Free agent
- Second baseman
- Born: August 26, 1996 (age 30) El Vigía, Mérida, Venezuela
- Bats: SwitchThrows: Right
- Stats at Baseball Reference

= Luis Alejandro Basabe =

Venezuelan baseball player (born 1996)

Luis Alejandro Basabe (bah-sah'vay) (born August 26, 1996) is a Venezuelan professional baseball second baseman who is a free agent.

==Career==
===Boston Red Sox===
In 2012, the Boston Red Sox made a pair of international signings that were unusual. The team signed identical twins from Venezuela, both named Luis Basabe, both switch-hitters who throw right-handed, both were around the same size and weight, and each of whom signed for a $450,000 bonus when they turned 16 on August 26. Relatively new to baseball, the Basabe twins started to play the game a short time before signing, as they spent most of their childhood playing soccer. Luis Alejandro is a middle infielder with plus speed, an advanced glove and limited power but outstanding feel to reach first base without the benefit of a base hit. He also has shown better ability to manipulate the bat head than his brother, Luis Alexander, a speedy center fielder with a strong arm who has raw power and potential to add strength. They debuted with the Dominican Summer League Red Sox in its 2013 season.

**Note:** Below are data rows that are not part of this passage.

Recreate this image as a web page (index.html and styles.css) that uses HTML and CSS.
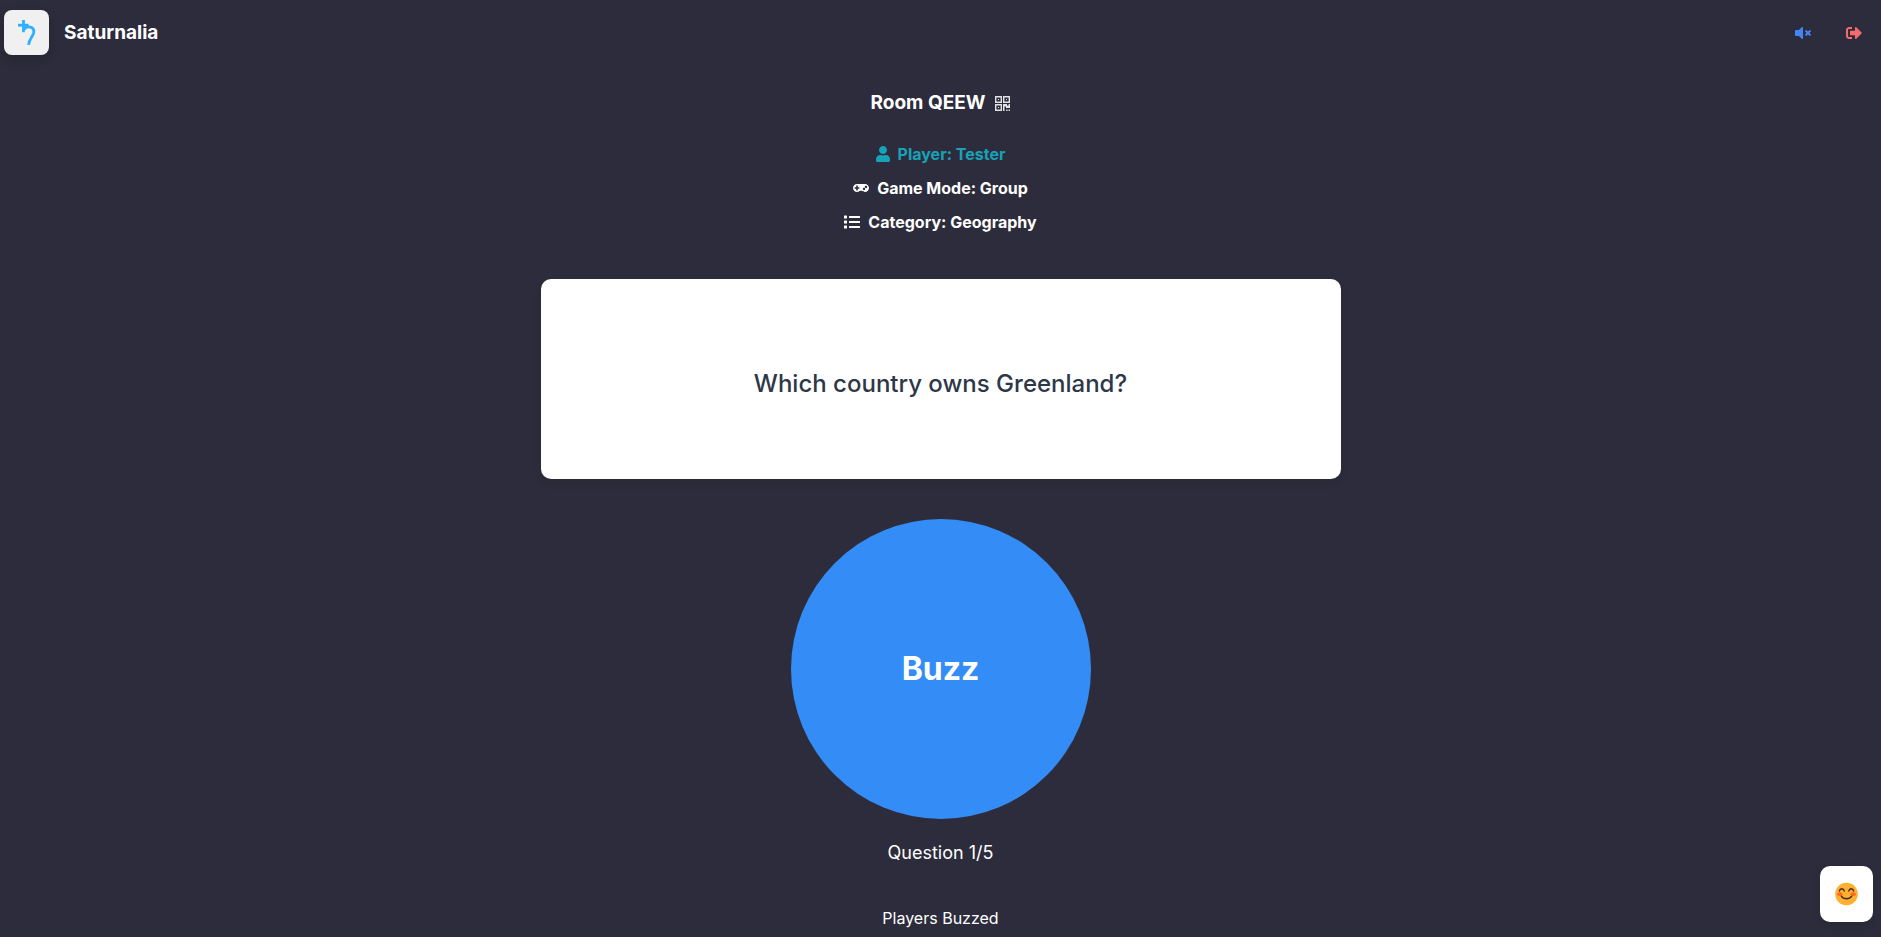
FILE: index.html
```html
<!DOCTYPE html>
<html lang="en">
<head>
<meta charset="utf-8">
<meta name="viewport" content="width=device-width, initial-scale=1">
<title>Saturnalia</title>
<link rel="stylesheet" href="styles.css">
</head>
<body>
<header class="topbar">
  <a class="brand" href="#">
    <span class="brand-logo">
      <svg viewBox="0 0 45 45" width="45" height="45" fill="none" stroke="#2fb0fb" stroke-width="2.8" aria-hidden="true">
        <path d="M14 15.2h10.6"/>
        <path d="M19.5 10v12.2"/>
        <path d="M20 19.6c1.200-2 3.200-3 5.400-2.700 3 .4 4.700 2.600 4.400 5.500-.3 3.400-4.800 6.200-5.200 12.400"/>
      </svg>
    </span>
    <span class="brand-name">Saturnalia</span>
  </a>
  <nav class="actions" aria-label="Room controls">
    <button class="icon-button mute" type="button" aria-label="Unmute">
      <svg viewBox="0 0 512 512" width="16" height="16" fill="currentColor" aria-hidden="true"><path d="M215.03 71.05L126.06 160H24c-13.26 0-24 10.74-24 24v144c0 13.25 10.74 24 24 24h102.06l88.97 88.95c15.03 15.03 40.97 4.47 40.97-16.97V88.02c0-21.46-25.96-31.98-40.97-16.97zM461.64 256l45.64-45.64c6.3-6.3 6.3-16.52 0-22.82l-22.82-22.82c-6.3-6.3-16.52-6.3-22.82 0L416 210.36l-45.64-45.64c-6.3-6.3-16.52-6.3-22.82 0l-22.82 22.82c-6.3 6.3-6.3 16.52 0 22.82L370.36 256l-45.63 45.63c-6.3 6.3-6.3 16.52 0 22.82l22.82 22.82c6.3 6.3 16.52 6.3 22.82 0L416 301.64l45.64 45.64c6.3 6.3 16.52 6.3 22.82 0l22.82-22.82c6.3-6.3 6.3-16.52 0-22.82L461.64 256z"/></svg>
    </button>
    <button class="icon-button leave" type="button" aria-label="Leave room">
      <svg viewBox="0 0 512 512" width="16" height="16" fill="currentColor" aria-hidden="true"><path d="M497 273L329 441c-15 15-41 4.500-41-17v-96H152c-13.300 0-24-10.700-24-24v-96c0-13.300 10.700-24 24-24h136V88c0-21.400 25.900-32 41-17l168 168c9.300 9.400 9.300 24.600 0 34zM192 436v-40c0-6.600-5.400-12-12-12H96c-17.700 0-32-14.300-32-32V160c0-17.700 14.300-32 32-32h84c6.600 0 12-5.400 12-12V76c0-6.600-5.400-12-12-12H96c-53 0-96 43-96 96v192c0 53 43 96 96 96h84c6.600 0 12-5.400 12-12z"/></svg>
    </button>
  </nav>
</header>

<main class="room">
  <div class="room-title">
    <h1>Room QEEW</h1>
    <button class="qr-button" type="button" aria-label="Show QR code">
      <svg viewBox="0 0 15 15" width="15" height="15" fill="currentColor" aria-hidden="true"><path d="M0 0h7v7H0zM1.400 1.400v4.200h4.200V1.400zM3 3h1v1H3zM8 0h7v7H8zM9.400 1.400v4.200h4.200V1.400zM11 3h1v1h-1zM0 8h7v7H0zM1.400 9.400v4.200h4.200V9.400zM3 11h1v1H3zM8 8h4v1.400h1.600V8H15v4h-4v-1.500H9.500V15H8zM11.200 13.400h1.400V15h-1.400zM13.600 13.400H15V15h-1.400z" fill-rule="evenodd"/></svg>
    </button>
  </div>

  <ul class="details">
    <li class="detail player">
      <svg viewBox="0 0 448 512" width="14" height="16" fill="currentColor" aria-hidden="true"><path d="M224 256c70.700 0 128-57.300 128-128S294.700 0 224 0 96 57.300 96 128s57.300 128 128 128zm89.600 32h-16.700c-22.200 10.200-46.900 16-72.900 16s-50.600-5.800-72.900-16h-16.700C60.200 288 0 348.200 0 422.400V464c0 26.500 21.500 48 48 48h352c26.500 0 48-21.500 48-48v-41.600c0-74.200-60.200-134.400-134.400-134.400z"/></svg>
      <span>Player: Tester</span>
    </li>
    <li class="detail">
      <svg viewBox="0 0 640 512" width="16" height="16" fill="currentColor" aria-hidden="true"><path d="M480 96H160C71.600 96 0 167.600 0 256s71.600 160 160 160c44.800 0 85.200-18.400 114.200-48h91.500c29 29.600 69.500 48 114.200 48 88.400 0 160-71.600 160-160S568.400 96 480 96zM256 276c0 6.600-5.400 12-12 12h-52v52c0 6.600-5.400 12-12 12h-40c-6.600 0-12-5.400-12-12v-52H76c-6.600 0-12-5.400-12-12v-40c0-6.600 5.400-12 12-12h52v-52c0-6.600 5.400-12 12-12h40c6.600 0 12 5.400 12 12v52h52c6.600 0 12 5.400 12 12v40zm184 68c-26.500 0-48-21.500-48-48s21.500-48 48-48 48 21.500 48 48-21.500 48-48 48zm80-80c-26.500 0-48-21.500-48-48s21.500-48 48-48 48 21.500 48 48-21.500 48-48 48z"/></svg>
      <span>Game Mode: Group</span>
    </li>
    <li class="detail">
      <svg viewBox="0 0 512 512" width="16" height="16" fill="currentColor" aria-hidden="true"><path d="M80 368H16a16 16 0 0 0-16 16v64a16 16 0 0 0 16 16h64a16 16 0 0 0 16-16v-64a16 16 0 0 0-16-16zm0-320H16A16 16 0 0 0 0 64v64a16 16 0 0 0 16 16h64a16 16 0 0 0 16-16V64a16 16 0 0 0-16-16zm0 160H16a16 16 0 0 0-16 16v64a16 16 0 0 0 16 16h64a16 16 0 0 0 16-16v-64a16 16 0 0 0-16-16zm416 176H176a16 16 0 0 0-16 16v32a16 16 0 0 0 16 16h320a16 16 0 0 0 16-16v-32a16 16 0 0 0-16-16zm0-320H176a16 16 0 0 0-16 16v32a16 16 0 0 0 16 16h320a16 16 0 0 0 16-16V80a16 16 0 0 0-16-16zm0 160H176a16 16 0 0 0-16 16v32a16 16 0 0 0 16 16h320a16 16 0 0 0 16-16v-32a16 16 0 0 0-16-16z"/></svg>
      <span>Category: Geography</span>
    </li>
  </ul>

  <section class="question-card">
    <p>Which country owns Greenland?</p>
  </section>

  <button class="buzz" type="button">Buzz</button>

  <p class="progress">Question 1/5</p>
  <h2 class="buzzed-title">Players Buzzed</h2>
</main>

<button class="reactions" type="button" aria-label="Reactions">
  <svg viewBox="0 0 24 24" width="23" height="24" fill="none" aria-hidden="true">
    <circle cx="12" cy="12" r="11.800" fill="#ffb02e"/>
    <ellipse cx="5" cy="12.200" rx="2.700" ry="1.900" fill="#ff6723"/>
    <ellipse cx="19" cy="12.200" rx="2.700" ry="1.900" fill="#ff6723"/>
    <path d="M4.600 8.800c.7-3 4.300-3 5 0M14.400 8.800c.7-3 4.300-3 5 0M6.600 14.300c2.300 3.500 8.500 3.500 10.800 0" stroke="#402a32" stroke-width="1.500" stroke-linecap="round"/>
  </svg>
</button>
</body>
</html>
```
FILE: styles.css
```css
* {
  box-sizing: border-box;
}

body {
  margin: 0;
  min-height: 100vh;
  background: #2d2c3c;
  color: #fff;
  font: 400 16px/24px Inter, sans-serif;
}

h1,
h2,
p,
ul {
  margin: 0;
  padding: 0;
}

button {
  border: 0;
  padding: 0;
  background: none;
  color: inherit;
  font: inherit;
  cursor: pointer;
}

svg {
  display: block;
  flex: none;
}

.topbar {
  display: flex;
  justify-content: space-between;
  align-items: center;
  padding: 10px 7px 10px 4px;
}

.brand {
  display: flex;
  align-items: center;
  gap: 15px;
  color: inherit;
  text-decoration: none;
}

.brand-logo {
  border-radius: 8px;
  background: #f0f0f0;
  box-shadow: 0 4px 12px rgba(0, 0, 0, 0.2);
}

.brand-name {
  font-size: 19px;
  font-weight: 700;
}

.actions {
  display: flex;
  gap: 11px;
}

.icon-button {
  display: grid;
  place-items: center;
  width: 40px;
  height: 40px;
}

.mute {
  color: #4285f4;
}

.leave {
  color: #f56b6b;
}

.room {
  display: flex;
  flex-direction: column;
  align-items: center;
  padding: 26px 16px 0;
}

.room-title {
  display: flex;
  align-items: center;
  gap: 10px;
}

.room-title h1 {
  font-size: 19px;
  font-weight: 700;
  line-height: 24px;
}

.qr-button {
  color: #e2e2e6;
}

.details {
  display: grid;
  justify-items: center;
  gap: 10px;
  margin-top: 27px;
  list-style: none;
}

.detail {
  display: flex;
  align-items: center;
  gap: 8px;
  font-weight: 700;
}

.player {
  color: #17a2b8;
}

.question-card {
  display: grid;
  place-items: center;
  width: 100%;
  max-width: 800px;
  min-height: 200px;
  margin-top: 45px;
  padding: 30px 20px 20px;
  border-radius: 10px;
  background: #fff;
  box-shadow: 0 4px 8px rgba(0, 0, 0, 0.1);
  color: #2d3748;
  text-align: center;
}

.question-card p {
  font-size: 24px;
  font-weight: 500;
  line-height: 36px;
}

.buzz {
  width: 300px;
  height: 300px;
  margin-top: 40px;
  border-radius: 50%;
  background: #348cf6;
  font-size: 32px;
  font-weight: 700;
}

.progress {
  margin-top: 20px;
  font-size: 18px;
  line-height: 28px;
}

.buzzed-title {
  margin-top: 39px;
  font-size: 16px;
  font-weight: 400;
}

.reactions {
  position: fixed;
  right: 8px;
  bottom: 15px;
  padding: 16px 15px;
  border-radius: 10px;
  background: #fff;
  box-shadow: 0 4px 8px rgba(0, 0, 0, 0.1);
}
```
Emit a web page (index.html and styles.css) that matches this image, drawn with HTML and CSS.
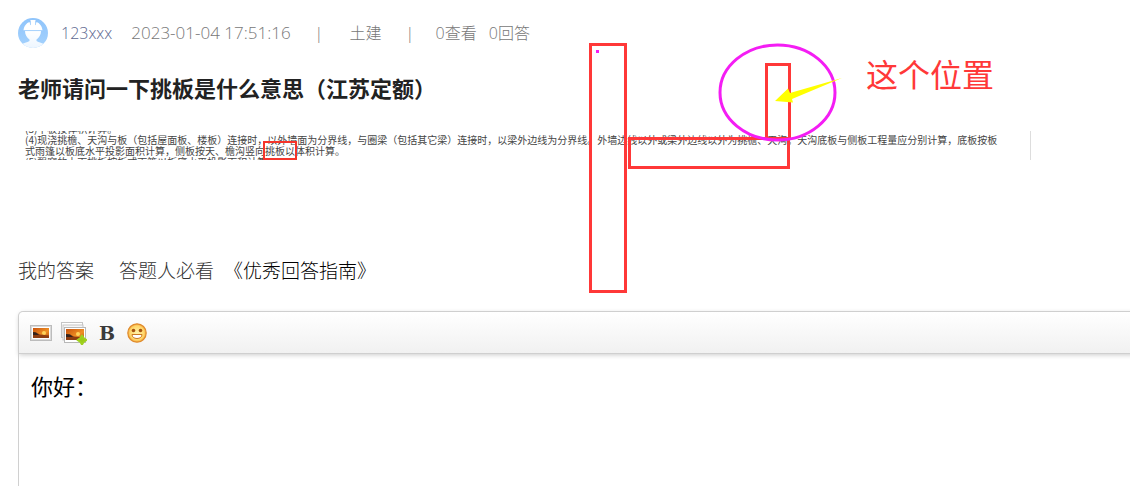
FILE: index.html
```html
<!DOCTYPE html>
<html lang="zh-CN">
<head>
<meta charset="utf-8">
<title>老师请问一下挑板是什么意思（江苏定额）</title>
<link rel="stylesheet" href="styles.css">
</head>
<body>
<main class="page">
  <header class="meta">
    <svg class="avatar" viewBox="0 0 30 30" aria-hidden="true">
      <defs>
        <linearGradient id="sky" x1="0" y1="0" x2="0" y2="1"><stop offset="0" stop-color="#8fc4fb"/><stop offset="1" stop-color="#a5d2fd"/></linearGradient>
        <linearGradient id="body" x1="0" y1="0" x2="0" y2="1"><stop offset="0" stop-color="#fff"/><stop offset="1" stop-color="#edf6ff"/></linearGradient>
        <clipPath id="disc"><circle cx="15" cy="15" r="15"/></clipPath>
      </defs>
      <g clip-path="url(#disc)">
        <rect width="30" height="30" fill="url(#sky)"/>
        <path d="M7 13h16c0 4-2 6.500-4.500 8.500V23c2 1.500 6.500 2 9 4v3h-25v-3c2.500-2 7-2.500 9-4v-1.500C9 19.500 7 17 7 13z" fill="url(#body)"/>
        <path d="M5.500 12.300C6 8 8.500 5 11.500 4L12.500 7.500V2h5v5.500L18.500 4C21.500 5 24 8 24.500 12.300z" fill="#fff"/>
        <path d="M12.500 3v4M17.500 3v4" stroke="#a8d2fb" stroke-width=".8"/>
        <path d="M6 12.600h18" stroke="#a8d2fb" stroke-width=".8"/>
      </g>
    </svg>
    <a class="user" href="#user">123xxx</a>
    <time class="date" datetime="2023-01-04T17:51:16">2023-01-04 17:51:16</time>
    <span class="bar">|</span>
    <span class="topic">土建</span>
    <span class="bar">|</span>
    <span class="counts"><span>0查看</span><span>0回答</span></span>
  </header>

  <h1 class="title">老师请问一下挑板是什么意思（江苏定额）</h1>

  <div class="excerpt">
    <div class="excerpt-text">
      <p>(3)平板按体积计算。</p>
      <p>(4)现浇挑檐、天沟与板（包括屋面板、楼板）连接时，以外墙面为分界线，与圈梁（包括其它梁）连接时，以梁外边线为分界线。外墙边线以外或梁外边线以外为挑檐、天沟。天沟底板与侧板工程量应分别计算，底板按板</p>
      <p>式雨篷以板底水平投影面积计算，侧板按天、檐沟竖向<mark>挑板以</mark>体积计算。</p>
      <p>(5)飘窗的上下挑板按板式雨篷以板底水平投影面积计算。</p>
    </div>
  </div>

  <div class="answer-head">
    <span>我的答案</span>
    <span class="hint">答题人必看<a href="#guide">《优秀回答指南》</a></span>
  </div>

  <section class="editor">
    <div class="toolbar">
      <button type="button" aria-label="图片">
        <svg width="22" height="18" viewBox="0 0 22 18">
          <defs><linearGradient id="dusk" x1="0" y1="0" x2="1" y2="1"><stop offset="0" stop-color="#c9510c"/><stop offset=".6" stop-color="#ef9125"/><stop offset="1" stop-color="#bd500b"/></linearGradient></defs>
          <rect x=".5" y="1.500" width="21" height="15" fill="#fff" stroke="#bcbcbc"/>
          <rect x="1.500" y="2.500" width="19" height="13" fill="none" stroke="#dadada"/>
          <rect x="3" y="4" width="16" height="10" fill="url(#dusk)"/>
          <circle cx="14" cy="9" r="2" fill="#ffd35a"/>
          <path d="M3 8l3 .5 4 2 9 1V14H3z" fill="#8d3d12"/><path d="M3 8l3 .5 3 2.500H3z" fill="#35221b"/>
        </svg>
      </button>
      <button type="button" aria-label="多图上传">
        <svg width="26" height="24" viewBox="0 0 26 24">
          <rect x=".5" y="1.500" width="21" height="15" fill="#fff" stroke="#c5c5c5"/>
          <rect x="2" y="4" width="20" height="15" fill="#f7f7f7" stroke="#c5c5c5"/>
          <rect x="3.500" y="6.500" width="21" height="15" fill="#fff" stroke="#b8b8b8"/>
          <rect x="5" y="8" width="18" height="11" fill="url(#dusk)"/>
          <circle cx="17" cy="13" r="2" fill="#ffd35a"/>
          <path d="M5 13l4 .5 4 2 10 1V19H5z" fill="#8d3d12"/><path d="M5 13l4 .5 3 2.500H5z" fill="#35221b"/>
          <path d="M21 14.500l1.500 2.500 3 2-3 2-1.500 2.500-1.500-2.500-3-2 3-2z" fill="#9acb18" stroke="#9fd01f" stroke-width="2" stroke-linejoin="round"/>
        </svg>
      </button>
      <button type="button" class="bold" aria-label="加粗">B</button>
      <button type="button" aria-label="表情">
        <svg width="20" height="20" viewBox="0 0 20 20">
          <defs><radialGradient id="face"><stop offset="0" stop-color="#fff3a8"/><stop offset=".75" stop-color="#ffd76b"/><stop offset="1" stop-color="#f6a83b"/></radialGradient></defs>
          <circle cx="10" cy="10" r="9.200" fill="url(#face)" stroke="#df8b2d" stroke-width="1.200"/>
          <circle cx="6.500" cy="7.500" r="1.800" fill="#a6530f"/><circle cx="13.500" cy="7.500" r="1.800" fill="#a6530f"/>
          <path d="M5 11.500h10c0 2.500-2 4-5 4s-5-1.500-5-4z" fill="#fff" stroke="#cc7920"/>
        </svg>
      </button>
    </div>
    <textarea class="input" aria-label="我的答案">你好：</textarea>
  </section>

  <svg class="markup" width="460" height="260" viewBox="580 40 460 260">
    <g fill="none" stroke="#ff3838" stroke-width="3">
      <rect x="590.500" y="44.500" width="35" height="247"/>
      <rect x="629.500" y="138.500" width="159" height="29"/>
      <path d="M766.500 138V64.500h23V138"/>
    </g>
    <rect x="596" y="50" width="3" height="3" fill="#f41df4"/>
    <ellipse cx="777.500" cy="92.500" rx="57.500" ry="47.500" fill="none" stroke="#f41df4" stroke-width="3"/>
    <path d="M775 101l13-12.500 2 4.500 52-15-50 21 1 3.500z" fill="#ff0"/>
    <text class="note" x="866" y="87">这个位置</text>
  </svg>
</main>
</body>
</html>
```
FILE: styles.css
```css
* { box-sizing: border-box; }
body {
  margin: 0;
  background: #fff;
  color: #111;
  font-family: "Open Sans", "Noto Sans CJK SC", sans-serif;
}
h1, p { margin: 0; }
a { color: inherit; text-decoration: none; }

.page {
  position: relative;
  display: flex;
  flex-direction: column;
  min-height: 100vh;
  padding: 18px 0 0 18px;
  overflow: hidden;
}

.meta {
  display: flex;
  align-items: center;
  height: 30px;
  color: #777;
  font-size: 16px;
  font-weight: 300;
  line-height: 30px;
  white-space: nowrap;
}
.avatar { width: 30px; height: 30px; margin-right: 13px; }
.user { margin-right: 19px; color: #5d6890; }
.date { margin-right: 24px; font-size: 17px; }
.bar { width: 6px; text-align: center; }
.topic { margin: 0 24px 0 29px; }
.counts { display: flex; gap: 12px; margin-left: 24px; }

.title {
  margin-top: 23px;
  color: #222;
  font-family: "Noto Sans CJK SC", sans-serif;
  font-size: 22px;
  line-height: 32px;
}

.excerpt {
  width: 92%;
  max-width: 1013px;
  height: 29px;
  margin-top: 28px;
  overflow: hidden;
  border-right: 1px solid #ddd;
}
.excerpt-text {
  margin-top: -8px;
  padding-left: 7px;
  color: #444;
  font-family: "Noto Sans CJK SC", sans-serif;
  font-size: 10px;
  line-height: 11px;
  white-space: nowrap;
}
.excerpt mark {
  background: none;
  color: inherit;
  outline: 2px solid #f5352b;
}

.answer-head {
  display: flex;
  gap: 25px;
  margin-top: 96px;
  color: #333;
  font-family: "Noto Sans CJK SC", sans-serif;
  font-size: 19px;
  font-weight: 300;
  line-height: 28px;
}
.hint { display: flex; gap: 10px; }
.hint a { color: #000; }

.editor {
  display: flex;
  flex: 1;
  flex-direction: column;
  margin: 27px -8px 0 0;
  border: 1px solid #d0d0d0;
  border-bottom: 0;
  border-radius: 5px 5px 0 0;
}
.toolbar {
  display: flex;
  align-items: center;
  gap: 9px;
  height: 42px;
  padding-left: 11px;
  border-bottom: 1px solid #cfcfcf;
  border-radius: 5px 5px 0 0;
  background: linear-gradient(#fff, #f1f1f1);
  box-shadow: 0 1px 5px #ccc;
}
.toolbar button {
  display: flex;
  align-items: center;
  justify-content: center;
  padding: 0;
  border: 0;
  background: none;
}
.toolbar .bold {
  width: 22px;
  color: #3b3b3b;
  font: bold 19px "DejaVu Serif", serif;
}
.input {
  display: block;
  flex: 1;
  width: 100%;
  min-height: 120px;
  padding: 15px 12px;
  border: 0;
  outline: 0;
  resize: none;
  background: none;
  color: #000;
  font: 22px/32px "Noto Sans CJK SC", sans-serif;
}

.markup {
  position: absolute;
  top: 40px;
  left: 580px;
  pointer-events: none;
}
.note {
  fill: #ff3838;
  font-family: "Noto Sans CJK SC", sans-serif;
  font-size: 32px;
}
```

In his first season, Luis Alejandro appeared in 58 of the team's 70 games. He hit just .192 with one home run and 14 runs batted in (RBI), but compiled a .332 on-base percentage with 25 runs scored and nine stolen bases in 11 attempts. Basabe then was limited to 29 games in 2014 because of injury, and finished with a .222/.403/.273 slash line, 19 runs, and nine steals.

Once recovered from his injury, Basabe joined the Gulf Coast League Red Sox in 2015, dividing his playing time between second base and shortstop in only 28 games, as he was sidelined by another injury. Even so, Basabe improved his average to .260 and recorded a .387 OBP, while scoring 22 runs with six RBI, and eight steals.

In 2016, Basabe was moved up two levels and rejoined his sibling twin with the Greenville Drive, where Luis Alejandro had his breakthrough season. He was unstoppable out of the leadoff spot from that Spring, reaching base safely in 46 of his first 50 games, including 17 multi-hit contests, 38 runs, 18 RBI, and a club-high 13 stolen bases, all while posting a .311/.414/.463 line. Basabe was selected as utility infielder for the Southern Division team at the South Atlantic League All-Star Game.

===Arizona Diamondbacks===
On July 9, 2016, the Arizona Diamondbacks acquired Basabe and right-handed pitcher Jose Almonte from the Red Sox in exchange for relief pitcher Brad Ziegler. Basabe was assigned to the D-Backs’ farm team, the Kane County Cougars, and he finished the season there. In 109 total games between Greenville and Kane County, Basabe batted .272 with seven home runs and 38 RBI. He returned to Kane County in 2017 and played in 53 games, batting .229, with two home runs, and seven RBI. He missed the last three months of the season due to a knee injury that ultimately required surgery.

In 2018, Basabe split time between Kane County and the Visalia Rawhide, batting .249 with two home runs and 22 RBI in 90 games between the two clubs. He spent 2019 with Visalia, slashing .293/.402/.390 with four home runs, 51 RBI, and 16 stolen bases over 117 games. Basabe did not play in a game in 2020 due to the cancellation of the minor league season because of the COVID-19 pandemic.

Basabe spent the 2021 campaign with the Double-A Amarillo Sod Poodles, playing in 83 games and hitting .226/.299/.396 with 10 home runs, 32 RBI, and seven stolen bases. Basabe elected free agency following the season on November 7, 2021.

==Personal life==
Two of Basabe's cousins (Osleivis Basabe and Luis Matos) currently play in Major League Baseball (MLB) for the San Francisco Giants and Milwaukee Brewers, respectively.